For a serial procrastinator like me, deadlines can be equal parts terrifying and reassuring: On the one hand there’s the enormousness of how overwhelming the task looks. On the other hand there’s that indisputable truth, of a date not that far away, when it simply must be done, which holds the promise of a time when you’ll no longer have it hanging over you. This is my torment every year when the shop re-opens after our winter break, and I stare ahead at HMRC’s twin deadlines of the annual tax and VAT returns of January and February like someone about to make their dreaded way down that last section of the Monopoly board with Mayfair and Park Lane loaded with (other people’s) hotels.
The consequence is that the first weeks of the year play out as a discordant concert of adding up last year’s figures, reconciling payments and deposits, rifling through old invoices and bank statements. And then eventually, the process crescendos with the triumphant submission of a balanced set of accounts.
The prize I get for finally attending to this task which I am unfathomably and relentlessly resistant to, is completing it with a profound feeling of peace and closure that only an HMRC Successful-Receipt-of-Online-Submission email can bring. Profound, yes. But not complete. For maybe my resistance is not so unfathomable after all. Why must this be the way that we state the value of our enterprise and account for what it has done? There’s a part of me that wishes that one day I could file a parallel reckoning of the business with an alternative version of its value: One that showed how much the shop’s advice had added to confidence and skill (times how many knitters, minus any who’d lapsed in the meanwhile), how much respite from anxiety came from how many stitches, how much anticipation was heightened by the arrival of parcels tied up with red string (minus any irritation felt by impatient unpackers), how many stories were rekindled by mending old sweaters with the right wool, how much smiling went on between knitters and recipients when knitwear was given (minus any disappointment caused by a bad fit), how much love went into thinking about what colour, size and wool to use, how much pride was brimmed with, at finishing, minus how much exasperation was endured when it went wrong earlier on (adjusted for how much one was dependent on the other), how many assumptions were confounded, pre-conceived cliches ditched, and delights discovered.

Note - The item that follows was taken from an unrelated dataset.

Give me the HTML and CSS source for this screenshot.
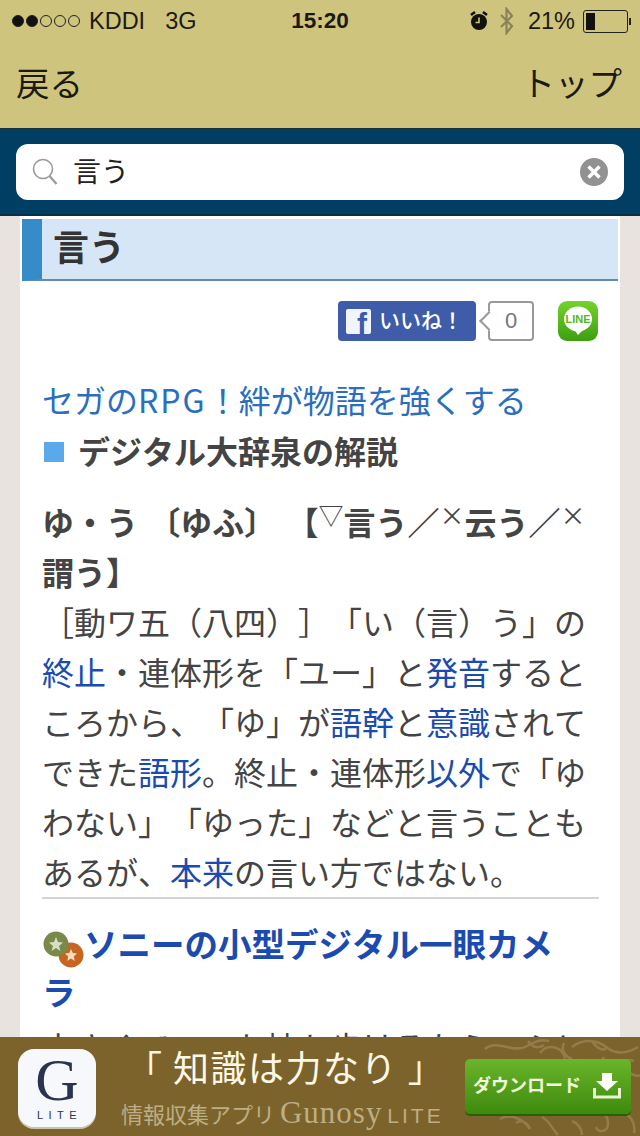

But my book keeping software has no automated feed for these items, no tax codes, no metrics for measuring them, no possible way of working out their value. And yet, I can’t help thinking that these are the real values of this business, the ones that decide if we sink or swim. I don’t have an alt bookkeeper to audit my work on this, but I do have the stories of an amazing knitting community that stretches all round Clapton and far far beyond which seems to show that whatever else is true, I’m happy to say I think we are comfortably in the black with these uncountable values.